Maledetto cemento, pensavano una volta erbivori e terraioli seppur mossi da ragioni diverse. Orfani i primi del morbido confort dei fili verdi, privati i secondi dell’immancabile strusciata, tutti avevano di che lamentarsi di una superficie che non concede allo spostamento più di tanto. Fin qui le spine. Ma ci sono anche le rose: sette splendidi appuntamenti che spaziano dai 250 ai 500 fino ai master 1000 di Toronto e Cincinnati giocati all’interno di rettangoli pittati di azzurro e definiti da righe tanto larghe da incutere timore anche all’occhio di falco. La palla viaggia senza esitazioni tracciando traiettorie tanto precise da restituire rimbalzi veloci ma avulsi da quelli bizzarri della terra europea o dell’erba britannica. Ci sono, poi, le tante banconote verdognole che svolazzando come coriandoli dietro un treno in corsa alla fine avranno un effetto placebo anche sui peggiori acciacchi.
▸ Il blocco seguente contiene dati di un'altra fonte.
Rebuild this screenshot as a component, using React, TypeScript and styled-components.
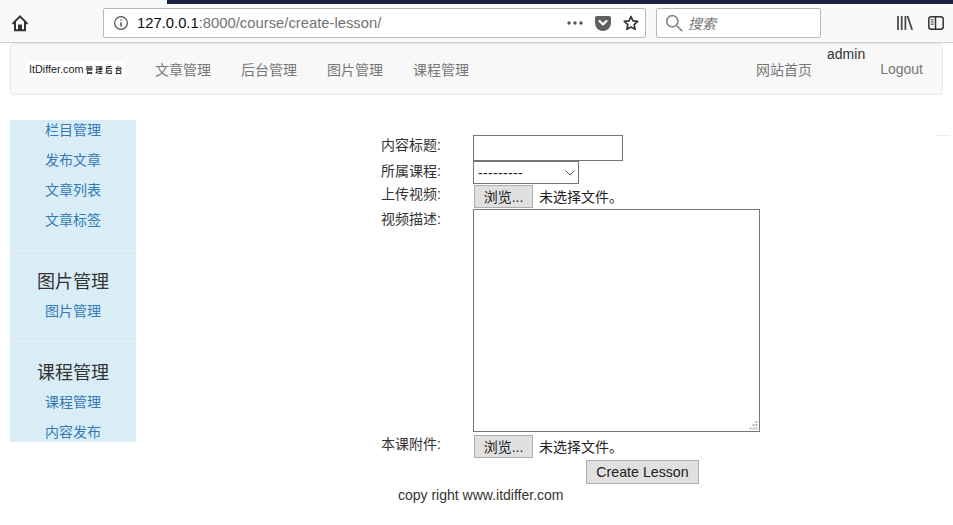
import React from 'react';
import styled, { createGlobalStyle } from 'styled-components';

const sans = '"Liberation Sans", Arial, "Noto Sans CJK SC", sans-serif';

const GlobalStyle = createGlobalStyle`
  html, body {
    margin: 0;
    padding: 0;
    background: #fff;
    overflow: hidden;
  }
  body {
    font-family: ${sans};
    font-size: 14px;
    color: #333;
  }
  * {
    box-sizing: border-box;
  }
`;

const HomeIcon = () => (
  <svg width="18" height="18" viewBox="0 0 18 18">
    <path
      d="M9 1 .8 9.200l1.400 1.400.8-.8V16.500a.8.800 0 0 0 .8.800h10.400a.8.800 0 0 0 .8-.8V9.800l.8.8 1.400-1.400z"
      fill="#333"
    />
    <path d="M9 3.800 5 7.800v7.500h2V10.500h4v4.800h2V7.800z" fill="#f9f9fa" />
    <rect x="7.800" y="12" width="2.400" height="3.300" fill="#333" />
  </svg>
);

const InfoIcon = () => (
  <svg width="16" height="16" viewBox="0 0 16 16" fill="none" stroke="#555" strokeWidth="1.200">
    <circle cx="8" cy="8" r="6.400" />
    <path d="M8 7.200v4.200M8 4.400v1.400" strokeWidth="1.500" />
  </svg>
);

const DotsIcon = () => (
  <svg width="16" height="4" viewBox="0 0 16 4" fill="#555">
    <circle cx="2" cy="2" r="1.700" />
    <circle cx="8" cy="2" r="1.700" />
    <circle cx="14" cy="2" r="1.700" />
  </svg>
);

const PocketIcon = () => (
  <svg width="16" height="15" viewBox="0 0 16 15">
    <path d="M2 0h12a2 2 0 0 1 2 2v5a8 8 0 0 1-16 0V2a2 2 0 0 1 2-2z" fill="#5f5f60" />
    <path
      d="M4.500 5 8 8.400 11.500 5"
      fill="none"
      stroke="#f9f9fa"
      strokeWidth="2.200"
      strokeLinecap="round"
      strokeLinejoin="round"
    />
  </svg>
);

const StarIcon = () => (
  <svg width="16" height="16" viewBox="0 0 16 16" fill="none" stroke="#333" strokeWidth="1.700" strokeLinejoin="round">
    <path d="M8 1.500 10 5.800l4.700.6-3.500 3.200.9 4.700L8 12l-4.100 2.300.9-4.700L1.300 6.400 6 5.800z" />
  </svg>
);

const SearchIcon = () => (
  <svg width="18" height="18" viewBox="0 0 18 18" fill="none" stroke="#8a8a8a" strokeWidth="1.700">
    <circle cx="7.300" cy="7.300" r="5.600" />
    <path d="m11.500 11.500 5.200 5.200" strokeLinecap="round" />
  </svg>
);

const LibraryIcon = () => (
  <svg width="16" height="14" viewBox="0 0 16 14" fill="none" stroke="#444" strokeWidth="1.700">
    <path d="M1 0v14M4.700 0v14M8.400 0v14M10.500 0l4.700 14" />
  </svg>
);

const SidebarIcon = () => (
  <svg width="16" height="14" viewBox="0 0 16 14" fill="none" stroke="#333" strokeWidth="1.500">
    <rect x="0.800" y="0.800" width="14.400" height="12.400" rx="2.500" />
    <path d="M7.500 1v12" />
    <path d="M2.800 3.800h2.800M2.800 6h2.800M2.800 8.200h2.800" strokeWidth="1" />
  </svg>
);

const ChevronIcon = () => (
  <svg width="10" height="6" viewBox="0 0 10 6" fill="none" stroke="#555" strokeWidth="1">
    <path d="M.5.500 5 5 9.500.500" />
  </svg>
);

const GripIcon = () => (
  <svg width="9" height="9" viewBox="0 0 9 9" fill="#b5b5b5">
    <rect x="6.500" y="0" width="2" height="2" />
    <rect x="3.500" y="3" width="2" height="2" />
    <rect x="6.500" y="3" width="2" height="2" />
    <rect x="0.500" y="6.500" width="2" height="2" />
    <rect x="3.500" y="6.500" width="2" height="2" />
    <rect x="6.500" y="6.500" width="2" height="2" />
  </svg>
);

const NavGroups = ['文章管理', '后台管理', '图片管理', '课程管理'];

const App: React.FC = () => {
  return (
    <>
      <GlobalStyle />
      <ChromeBar>
        <TitleStrip />
        <ToolRow>
          <HomeButton>
            <HomeIcon />
          </HomeButton>
          <UrlBox>
            <InfoIcon />
            <UrlText>
              <strong>127.0.0.1</strong>:8000/course/create-lesson/
            </UrlText>
            <UrlActions>
              <DotsIcon />
              <PocketIcon />
              <StarIcon />
            </UrlActions>
          </UrlBox>
          <SearchBox>
            <SearchIcon />
            <SearchText>搜索</SearchText>
          </SearchBox>
          <RightTools>
            <LibraryIcon />
            <SidebarIcon />
          </RightTools>
        </ToolRow>
      </ChromeBar>

      <Navbar>
        <Logo>
          ItDiffer.com<LogoCn>管理后台</LogoCn>
        </Logo>
        <NavLinks>
          {NavGroups.map((item) => (
            <NavLink key={item}>{item}</NavLink>
          ))}
        </NavLinks>
        <NavRight>
          <NavLink>网站首页</NavLink>
          <UserName>admin</UserName>
          <NavLink>Logout</NavLink>
        </NavRight>
      </Navbar>

      <Main>
        <Sidebar>
          <SideGroup>
            <SideLink>栏目管理</SideLink>
            <SideLink>发布文章</SideLink>
            <SideLink>文章列表</SideLink>
            <SideLink>文章标签</SideLink>
          </SideGroup>
          <SideGroup>
            <SideTitle>图片管理</SideTitle>
            <SideLink>图片管理</SideLink>
          </SideGroup>
          <SideGroup $last>
            <SideTitle>课程管理</SideTitle>
            <SideLink>课程管理</SideLink>
            <SideLink>内容发布</SideLink>
          </SideGroup>
        </Sidebar>

        <FormColumn>
          <Row $height={26}>
            <FieldLabel>内容标题:</FieldLabel>
            <TextInput type="text" />
          </Row>
          <Row $height={24}>
            <FieldLabel>所属课程:</FieldLabel>
            <SelectWrap>
              <SelectBox>
                <option>---------</option>
              </SelectBox>
              <SelectArrow>
                <ChevronIcon />
              </SelectArrow>
            </SelectWrap>
          </Row>
          <Row $height={24}>
            <FieldLabel $raised>上传视频:</FieldLabel>
            <FileField>
              <BrowseButton type="button">浏览...</BrowseButton>
              <FileName>未选择文件。</FileName>
            </FileField>
          </Row>
          <Row $height={226}>
            <FieldLabel>视频描述:</FieldLabel>
            <AreaWrap>
              <DescArea />
              <AreaGrip>
                <GripIcon />
              </AreaGrip>
            </AreaWrap>
          </Row>
          <Row $height={25}>
            <FieldLabel $raised>本课附件:</FieldLabel>
            <FileField>
              <BrowseButton type="button">浏览...</BrowseButton>
              <FileName>未选择文件。</FileName>
            </FileField>
          </Row>
          <SubmitRow>
            <SubmitButton type="button">Create Lesson</SubmitButton>
          </SubmitRow>
          <Footer>copy right www.itdiffer.com</Footer>
        </FormColumn>

        <FaintRule />
      </Main>
    </>
  );
};

export default App;

const ChromeBar = styled.div`
  height: 43px;
  background: #f9f9fa;
  border-bottom: 1px solid #cfcfcf;
`;

const TitleStrip = styled.div`
  height: 4px;
  margin-left: 167px;
  background: #1b2142;
`;

const ToolRow = styled.div`
  display: flex;
  align-items: center;
  height: 30px;
  margin-top: 4px;
`;

const HomeButton = styled.div`
  display: flex;
  justify-content: center;
  width: 40px;
  margin-right: 63px;
`;

const UrlBox = styled.div`
  display: flex;
  align-items: center;
  width: 543px;
  height: 30px;
  padding: 0 6px 0 9px;
  background: #fff;
  border: 1px solid #b9b9bb;
  border-radius: 2px;
`;

const UrlText = styled.div`
  flex: 1;
  margin-left: 8px;
  font-size: 14.800px;
  color: #737373;

  strong {
    font-weight: 400;
    color: #0c0c0d;
  }
`;

const UrlActions = styled.div`
  display: flex;
  align-items: center;
  gap: 12px;
`;

const SearchBox = styled.div`
  display: flex;
  align-items: center;
  width: 165px;
  height: 30px;
  margin-left: 10px;
  padding-left: 8px;
  background: #fff;
  border: 1px solid #b9b9bb;
  border-radius: 2px;
`;

const SearchText = styled.span`
  margin-left: 5px;
  font-size: 14px;
  font-style: italic;
  color: #737373;
`;

const RightTools = styled.div`
  display: flex;
  align-items: center;
  gap: 15px;
  margin-left: 76px;
`;

const Navbar = styled.div`
  display: flex;
  align-items: center;
  height: 52px;
  margin: 0 10px;
  padding: 0 19px 0 15px;
  background: #f8f8f8;
  border: 1px solid #e7e7e7;
  border-radius: 4px;
`;

const Logo = styled.div`
  display: flex;
  align-items: center;
  width: 100px;
  height: 16px;
  padding-left: 3px;
  background: #fff;
  font-size: 10.800px;
  white-space: nowrap;
  color: #222;
`;

const LogoCn = styled.span`
  margin-left: 2px;
  font-size: 7.500px;
  letter-spacing: 2.300px;
  font-weight: 700;
`;

const NavLinks = styled.div`
  display: flex;
  gap: 30px;
  margin-left: 29px;
`;

const NavLink = styled.a`
  font-size: 14px;
  color: #777;
`;

const NavRight = styled.div`
  display: flex;
  align-items: center;
  margin-left: auto;
`;

const UserName = styled.span`
  margin: -30px 15px 0;
  font-size: 14px;
  color: #333;
`;

const Main = styled.div`
  display: flex;
  align-items: flex-start;
  padding: 25px 3px 0 10px;
`;

const Sidebar = styled.div`
  width: 126px;
  height: 322px;
  overflow: hidden;
  background: #d9edf7;
  text-align: center;
`;

const SideGroup = styled.div<{ $last?: boolean }>`
  padding-bottom: ${(p) => (p.$last ? 0 : 10)}px;
  border-bottom: ${(p) => (p.$last ? 'none' : '1px solid #e8f1f5')};

  & + & {
    padding-top: 15px;
  }
`;

const SideTitle = styled.div`
  height: 35px;
  font-size: 18px;
  line-height: 32px;
  color: #333;
`;

const SideLink = styled.div`
  height: 30px;
  font-size: 14px;
  line-height: 20px;
  color: #337ab7;
`;

const FormColumn = styled.div`
  width: 400px;
  margin-left: 245px;
  padding-top: 15px;
`;

const Row = styled.div<{ $height: number }>`
  display: flex;
  align-items: flex-start;
  height: ${(p) => p.$height}px;
`;

const FieldLabel = styled.label<{ $raised?: boolean }>`
  width: 92px;
  padding-top: ${(p) => (p.$raised ? 1 : 2)}px;
  font-size: 14px;
  line-height: 16px;
  color: #333;
`;

const TextInput = styled.input`
  width: 150px;
  height: 26px;
  padding: 1px 2px;
  background: #fff;
  border: 1px solid #767676;
`;

const SelectWrap = styled.div`
  position: relative;
  width: 106px;
  height: 23px;
`;

const SelectBox = styled.select`
  appearance: none;
  display: block;
  width: 100%;
  height: 100%;
  padding: 0 0 0 4px;
  background: #fff;
  border: 1px solid #767676;
  border-radius: 0;
  outline: none;
  font-family: ${sans};
  font-size: 14px;
  letter-spacing: 0.350px;
  color: #222;
`;

const SelectArrow = styled.span`
  position: absolute;
  top: 9px;
  right: 4px;
  display: flex;
  pointer-events: none;
`;

const FileField = styled.div`
  display: flex;
  align-items: center;
  padding-left: 1px;
`;

const BrowseButton = styled.button`
  width: 59px;
  height: 23px;
  padding: 0 0 2px;
  background: #e0e0e0;
  border: 1px solid #adadad;
  font-family: ${sans};
  font-size: 14px;
  color: #222;
`;

const FileName = styled.span`
  margin: -2px 0 0 6px;
  font-size: 14px;
  color: #222;
`;

const AreaWrap = styled.div`
  position: relative;
  width: 287px;
  height: 223px;
`;

const DescArea = styled.textarea`
  display: block;
  width: 100%;
  height: 100%;
  resize: none;
  background: #fff;
  border: 1px solid #767676;
  border-radius: 0;
`;

const AreaGrip = styled.span`
  position: absolute;
  right: 2px;
  bottom: 2px;
  display: flex;
  pointer-events: none;
`;

const SubmitRow = styled.div`
  display: flex;
  padding-left: 205px;
`;

const SubmitButton = styled.button`
  width: 113px;
  height: 24px;
  padding: 0;
  background: #e0e0e0;
  border: 1px solid #adadad;
  font-family: ${sans};
  font-size: 14.200px;
  color: #222;
`;

const Footer = styled.div`
  margin-top: 3px;
  padding-left: 17px;
  font-size: 14px;
  line-height: 16px;
  color: #333;
`;

const FaintRule = styled.div`
  width: 15px;
  height: 1px;
  margin: 15px 0 0 auto;
  background: #eee;
`;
Insomma, un tourbillon di situazioni ad alto voltaggio tra cui trovare la giusta sintonia prima dell’assalto finale alla rocca. Materia del contendere: l’ultimo slam in terra d’America.
E se i tennisti d’oltreoceano nascono col cemento nel DNA, tutti gli altri devono trovare un minimo di feeling con una superficie che ha nel contropiede il nemico sputato e si alimenta di impugnature western messe a cappello di impatti compresi tra potenza e balistica. Una conoscenza della materia, tuttavia, che non concede sorta di leadership ai compatrioti dello zio Sam. Tant’è che se Fritz Taylor ha firmato l’appuntamento di Atlanta, Daniel Evans ha fatto eco con quello di Washington, Stephanos Tsitsipas ha detto la sua a Los Cabos e il nostro Sinner ci ha fatto sognare in quel di Toronto. Di Winston Salem avremo presto notizie mentre tutto sappiamo di Cincinnati e della finale epica consumata tra Djokovic e Alcaraz sotto gli occhi di un mondo attonito. Una finale che non ti aspetti, insolita per due giocatori che puntando al titolo nella grande Mela dovrebbero strizzare l’occhio al risparmio. Invece ne è venuto fuori un confronto che la dice lunga sul connubio di aspirazione e adrenalina, un match giocato pescando l’impossibile da un cilindro in raso nero e che fa onore a quanto visto in questa US Hard court Season 2019.
Se anche New York li metterà uno davanti all’altro, avremo un altro epilogo cementifero che potrebbe aggiungere un nuovo capitolo alla già lunga storia di questo sport, ormai universale, che viva Dio non fa più differenza tra superficie e superficie.